In the late 80’s and 90’s and maybe earlier, Ed had been part of a group of “artists” called “The New York School of Correspondence” whose “works-of-art” were these envelopes full of stuff. It was just a thing they did without fanfare or explanation. It was their art. This went on for years!

No, I can’t explain it. But, hey, without knowing it I was part of an eccentric East Village art movement or rather, to be blunt, its victim. Why did Ed choose me to be one of his recipients? Maybe he thought I was “with it” enough to understand. But I wasn’t and didn’t. But that train has left the station now so I’ll never know and I guess that’s part of the joke.
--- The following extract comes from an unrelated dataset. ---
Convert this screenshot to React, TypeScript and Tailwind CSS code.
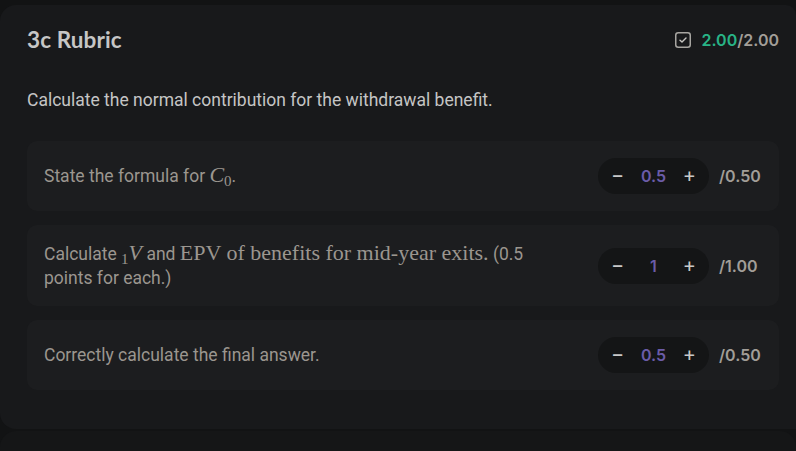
import React from "react";

const serif = { fontFamily: '"Liberation Serif", "DejaVu Serif", serif' };

function Stepper({ value, max }: { value: string; max: string }) {
  return (
    <div className="flex items-center gap-[10px] shrink-0">
      <div className="flex items-center h-[36px] w-[111px] rounded-full bg-[#141516] px-[13px] justify-between">
        <span className="text-[#c9c9c9] text-[20px] leading-none font-['Inter'] pb-[2px]">−</span>
        <span className="text-[#6b5ca8] text-[16px] font-semibold font-['Inter']">{value}</span>
        <span className="text-[#c9c9c9] text-[20px] leading-none font-['Inter'] pb-[2px]">+</span>
      </div>
      <span className="w-[42px] text-[#a29e98] text-[16px] font-semibold font-['Inter']">{max}</span>
    </div>
  );
}

function Item({ children, value, max, h }: { children: React.ReactNode; value: string; max: string; h: string }) {
  return (
    <div className={`flex items-center justify-between rounded-[10px] bg-[#1c1d1f] pl-[17px] pr-[18px] ${h}`}>
      <div className="text-[17.5px] leading-[23px] text-[#9b968f] max-w-[510px]">{children}</div>
      <Stepper value={value} max={max} />
    </div>
  );
}

export default function App() {
  return (
    <div className="w-[796px] h-[451px] bg-[#121314] overflow-hidden pt-[5px] font-['Roboto']">
      <div className="w-[796px] h-[424px] rounded-l-[16px] rounded-tr-[10px] bg-[#18191b] pl-[27px] pr-[17px] pt-[20px]">
        <div className="flex items-center justify-between h-[30px]">
          <h1 className="text-[22.5px] font-bold text-[#c6c6c6] font-['Lato'] tracking-[0.1px]">3c Rubric</h1>
          <div className="flex items-center gap-[10px]">
            <svg width="16" height="16" viewBox="0 0 16 16" fill="none">
              <rect x="0.75" y="0.75" width="14.5" height="14.5" rx="2.5" stroke="#a8a6a2" strokeWidth="1.5" />
              <path d="M5 8.2 L7 10 L11 6" stroke="#c8c6c2" strokeWidth="1.4" strokeLinecap="round" strokeLinejoin="round" />
            </svg>
            <span className="text-[16px] font-semibold font-['Inter']">
              <span className="text-[#28b487]">2.00</span>
              <span className="text-[#a29e98]">/2.00</span>
            </span>
          </div>
        </div>
        <p className="mt-[33px] text-[17.5px] leading-[25px] text-[#c5c5c5]">
          Calculate the normal contribution for the withdrawal benefit.
        </p>
        <div className="mt-[28px] flex flex-col gap-[14px]">
          <Item value="0.5" max="/0.50" h="h-[70px]">
            State the formula for{" "}
            <span style={serif} className="text-[22px]">
              <i>C</i>
              <span className="relative top-[4px] text-[15px]">0</span>
            </span>
            .
          </Item>
          <Item value="1" max="/1.00" h="h-[81px]">
            Calculate{" "}
            <span style={serif} className="text-[22px]">
              <span className="relative top-[4px] text-[15px]">1</span>
              <i>V</i>
            </span>{" "}
            and{" "}
            <span style={serif} className="text-[22px]">
              EPV of benefits for mid-year exits.
            </span>{" "}
            (0.5 points for each.)
          </Item>
          <Item value="0.5" max="/0.50" h="h-[70px]">
            Correctly calculate the final answer.
          </Item>
        </div>
      </div>
      <div className="mt-[2px] w-[796px] h-[40px] rounded-t-[16px] bg-[#151617]" />
    </div>
  );
}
Further research has turned up a project commemorating “Mail Art Correspondence” honoring Ed and co-founder Ray Johnson that urges people to send envelopes to The Century Association in New York and they will mount an exhibition of these envelopes (they don’t say how) unopened. Having already been burned by Mr. Plunkett for at least five years I’m beginning to think this might be a hoax. If I actually do it will I look ridiculous? Or will I look ridiculous if I don’t? Hmm…I think I’d rather look foolish anonymously than become the laughingstock of a bunch of old East Village eccentrics, living or dead; tricked yet again by people smarter than me.

Rudbeckia

Okay, you know these flowers as black-eyed-susans or coneflowers. They are perennials that start coming back late in the fall. But, since everything seems to be rushing ahead (weather-wise) these days; here they are already, drawing focus in my backyard with their deep-yellow brilliance. Welcome back Rudbeckia, I hope you’re enjoying the heat and humility. And, of course, the water I lavish daily upon your conic heads.